= Ellis Faas =

Dutch make-up artist (1962–2020)

Ellis Faas (21 February 1962 – 12 August 2020) was a Dutch make-up artist.

Faas was born in Rijswijk. After her graduation from high-school, Faas did a professional course in photography, and always used herself as her model. In order to look different each and every time, she discovered the versatility of make up.

She decided to move from Amsterdam to Paris in order to study at Christian Chauveau's school for makeup. After this she went to London, where she found the creative jobs she was looking for. After the birth of her daughter, Faas moved back to Amsterdam where she was contacted by Inez van Lamsweerde. With her Faas made e.g. the awarded campaign for Louis Vuitton. Other work with Van Lamsweerde can now be seen in various museums.
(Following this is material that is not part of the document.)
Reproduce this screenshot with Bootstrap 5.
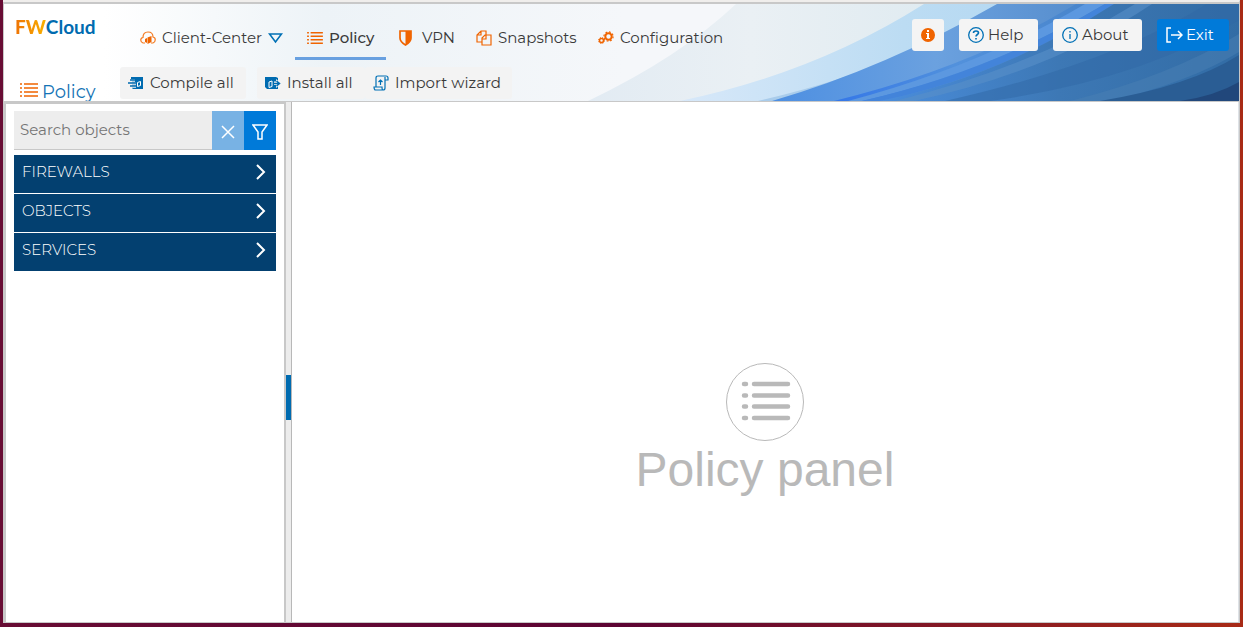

Faas' international break-through came when Mario Testino was in the Netherlands to do a shoot for L’Uomo Vogue. In Ellis Faas’ portfolio he found the style of makeup he wanted, and this was the start of a fruitful collaboration. After Testino, the rest of the world followed, and since then she frequently worked with many photographers such as Miles Aldridge, Michelangelo Di Battista, Richard Burbridge, Patrick Demarchelier, Nathaniel Goldberg, Jean-Paul Goude, Karl Lagerfeld, Guido Mocafico, Jean-Baptiste Mondino, Tom Munro, Vincent Peters, Phil Poynter, Terry Richardson, Paolo Roversi and Sølve Sundsbø.

Besides photo shoots for magazines and advertising campaigns, Faas was also the leading makeup artist for fashion shows all around the globe, designing makeup for the shows for Giorgio Armani, Cacharel, Chanel, Dolce & Gabbana, Dries van Noten, Fendi, Jean-Paul Gaultier, Kenzo Takada, Moschino, Sonia Rykiel, Yves Saint-Laurent Haute Couture, Junko Shimada, Olivier Theyskens, Emanuel Ungaro, Viktor & Rolf, H&M and Junya Watanabe.

Ellis Faas worked mainly in Paris, New York and Milan, but officially lived in a studio in one of the oldest parts of Amsterdam.

She died on 13 August 2020 in Amsterdam.